Social, invidia e paranoia

Tobia ZeviUna volta ci si incontrava al bar. Ci si conosceva, tutti sapevano più o meno chi fosse credibile e chi no. Se uno la sparava troppo grossa, lo si canzonava, se un altro stava sempre zitto, lo si guardava con diffidenza o talvolta ammirazione. Non che mancassero calunnie e dicerie, anzi. Più piccolo era il contesto, più ci si accaniva sul diverso e sul debole. Nessun piccolo mondo antico, per carità. Ma quelle voci pure ostili rimanevano confinate in piccoli o piccolissimi gruppi.
Oggi, invece, ogni balla o maldicenza ha un potenziale di diffusione infinito. Grazie ai social media, chiunque pensa di conoscere tutto, e quindi rischiamo di sapere sempre meno. Prendiamo alcune delle fake news più diffuse nel nostro paese: Matteo Renzi sarebbe in affari con Vladimir Putin; i profughi vivrebbero a sbafo, con schermi al plasma e migliaia di euro in tasca; il cugino di Laura Boldrini sarebbe stato assunto come posteggiatore al Senato, con tanto stipendio da trenta mila euro al mese; i vaccini farebbero male e servirebbero solo alle compagnie farmaceutiche; svariati politici sarebbero mafiosi, e non mancherebbero foto su foto ad attestarlo.
L’assurdità di tali informazioni non merita commenti. Interessante è invece provare a coglierne i meccanismi costanti. A mio modo di vedere sono essenzialmente due: paranoia e invidia. La prima si manifesta in una concezione del mondo manichea, che individua una classe di persone benestanti, privilegiate e raccomandate, che avrebbe accesso a vantaggi e piaceri di ogni tipo, e una massa di esclusi, sfruttati e vilipesi; la seconda, che ne è invece il corollario, si esplica in un sentimento che non sprona all’azione, ma induce piuttosto alla protesta sorda: una dinamica per cui pare logico che a godere di enormi fortune sia chi ha un cugino importante, e che rende desiderabile persino la condizione terribile di un migrante recluso in un centro.

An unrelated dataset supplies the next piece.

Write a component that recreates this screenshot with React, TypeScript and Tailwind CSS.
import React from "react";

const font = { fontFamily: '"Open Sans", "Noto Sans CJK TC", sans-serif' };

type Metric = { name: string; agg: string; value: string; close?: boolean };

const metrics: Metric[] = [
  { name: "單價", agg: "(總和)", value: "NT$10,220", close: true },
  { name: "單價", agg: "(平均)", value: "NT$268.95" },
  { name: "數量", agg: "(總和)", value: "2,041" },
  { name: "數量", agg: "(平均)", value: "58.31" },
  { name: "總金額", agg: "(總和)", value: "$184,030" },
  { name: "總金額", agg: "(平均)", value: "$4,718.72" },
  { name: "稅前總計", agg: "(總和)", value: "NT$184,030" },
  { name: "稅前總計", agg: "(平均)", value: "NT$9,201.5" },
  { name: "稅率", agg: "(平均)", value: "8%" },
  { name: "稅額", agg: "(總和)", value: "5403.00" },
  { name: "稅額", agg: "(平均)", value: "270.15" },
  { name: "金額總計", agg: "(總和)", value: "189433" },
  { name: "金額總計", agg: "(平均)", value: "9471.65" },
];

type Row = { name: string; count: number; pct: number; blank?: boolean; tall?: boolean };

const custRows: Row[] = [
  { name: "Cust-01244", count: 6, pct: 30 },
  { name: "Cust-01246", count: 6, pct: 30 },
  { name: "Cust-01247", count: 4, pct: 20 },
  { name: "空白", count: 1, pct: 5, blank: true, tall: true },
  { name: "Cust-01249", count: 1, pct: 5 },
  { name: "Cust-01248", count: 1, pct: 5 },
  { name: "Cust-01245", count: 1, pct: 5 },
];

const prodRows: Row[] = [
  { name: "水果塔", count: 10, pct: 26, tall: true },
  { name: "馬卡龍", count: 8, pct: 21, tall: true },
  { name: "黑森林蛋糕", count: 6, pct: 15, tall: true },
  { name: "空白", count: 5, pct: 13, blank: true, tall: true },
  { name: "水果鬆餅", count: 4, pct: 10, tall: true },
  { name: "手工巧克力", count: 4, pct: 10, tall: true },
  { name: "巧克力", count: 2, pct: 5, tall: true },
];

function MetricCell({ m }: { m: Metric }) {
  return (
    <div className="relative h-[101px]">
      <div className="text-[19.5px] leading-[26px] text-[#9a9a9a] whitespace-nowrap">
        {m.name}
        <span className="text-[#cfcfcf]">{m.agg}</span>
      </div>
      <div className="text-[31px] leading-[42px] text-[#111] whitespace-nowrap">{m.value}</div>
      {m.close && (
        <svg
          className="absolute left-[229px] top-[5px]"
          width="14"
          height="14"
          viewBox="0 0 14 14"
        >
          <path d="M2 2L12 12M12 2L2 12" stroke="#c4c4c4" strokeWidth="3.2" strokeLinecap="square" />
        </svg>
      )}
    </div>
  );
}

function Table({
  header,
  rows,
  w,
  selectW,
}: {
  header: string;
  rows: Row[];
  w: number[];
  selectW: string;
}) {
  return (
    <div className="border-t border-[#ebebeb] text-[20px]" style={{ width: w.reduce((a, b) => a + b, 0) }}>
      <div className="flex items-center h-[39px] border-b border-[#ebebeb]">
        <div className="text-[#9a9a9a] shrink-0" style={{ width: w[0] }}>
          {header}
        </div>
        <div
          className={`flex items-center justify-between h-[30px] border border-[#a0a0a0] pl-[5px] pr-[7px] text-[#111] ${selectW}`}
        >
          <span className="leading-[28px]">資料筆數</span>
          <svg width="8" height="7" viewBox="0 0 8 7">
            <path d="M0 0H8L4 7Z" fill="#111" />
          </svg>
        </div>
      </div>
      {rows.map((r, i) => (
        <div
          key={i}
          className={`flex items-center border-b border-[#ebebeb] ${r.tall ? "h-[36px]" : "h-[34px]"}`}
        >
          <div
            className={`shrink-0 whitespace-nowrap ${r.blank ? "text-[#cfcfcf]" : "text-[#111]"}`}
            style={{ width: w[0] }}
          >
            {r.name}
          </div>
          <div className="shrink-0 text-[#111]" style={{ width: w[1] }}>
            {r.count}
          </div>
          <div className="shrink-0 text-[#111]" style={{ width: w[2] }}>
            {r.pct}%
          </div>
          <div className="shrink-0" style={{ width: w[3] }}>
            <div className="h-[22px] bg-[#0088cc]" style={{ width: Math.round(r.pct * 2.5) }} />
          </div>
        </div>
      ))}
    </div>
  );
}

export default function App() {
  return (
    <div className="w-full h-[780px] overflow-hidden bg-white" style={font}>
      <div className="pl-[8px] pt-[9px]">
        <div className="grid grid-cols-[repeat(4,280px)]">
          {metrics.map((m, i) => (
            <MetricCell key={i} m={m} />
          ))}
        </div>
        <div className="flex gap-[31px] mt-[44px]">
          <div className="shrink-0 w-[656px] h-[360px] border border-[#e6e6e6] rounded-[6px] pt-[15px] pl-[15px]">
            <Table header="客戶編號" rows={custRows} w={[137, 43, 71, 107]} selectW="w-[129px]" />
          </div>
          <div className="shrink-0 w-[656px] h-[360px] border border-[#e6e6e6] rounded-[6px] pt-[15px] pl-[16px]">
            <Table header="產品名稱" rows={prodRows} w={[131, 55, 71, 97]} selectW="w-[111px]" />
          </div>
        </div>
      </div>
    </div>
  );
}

A ben vedere, questi due sentimenti non sono nuovi. Se ci pensiamo, ne abbiamo parlato anni fa a proposito del negazionismo della Shoah. Le persone risultano permeabili al pregiudizio che considera gli ebrei occulti padroni del mondo, e in virtù di questa percezione giungono a ritenere vantaggiosa la condizione di vittima, foriera di chissà quali convenienze. Anche questa volta, dunque, il sentimento antisemita risulta anticipatorio e rivelatore rispetto alle tendenze culturali e sociali più pericolose.
Vale dunque – senza entrare nel dettaglio – ciò che sostenevamo allora: con la massima durezza vanno colpiti coloro che grazie alle notizie false guadagnano consenso, visibilità o soldi; ieri erano sedicenti intellettuali, oggi movimenti politici o addirittura apparati riconducibili a stati esteri. Quanto agli utenti, vittime inconsapevoli o complici di queste fandonie, continuo a ritenere che sia assai difficile pensare di proteggerli con strumenti normativi, repressivi o aziendali. Tanto più mentre accelera la rivoluzione digitale. Sono ancora convinto che non esista alternativa al paziente, tenace, informato e profondo lavoro di educazione, educazione, educazione.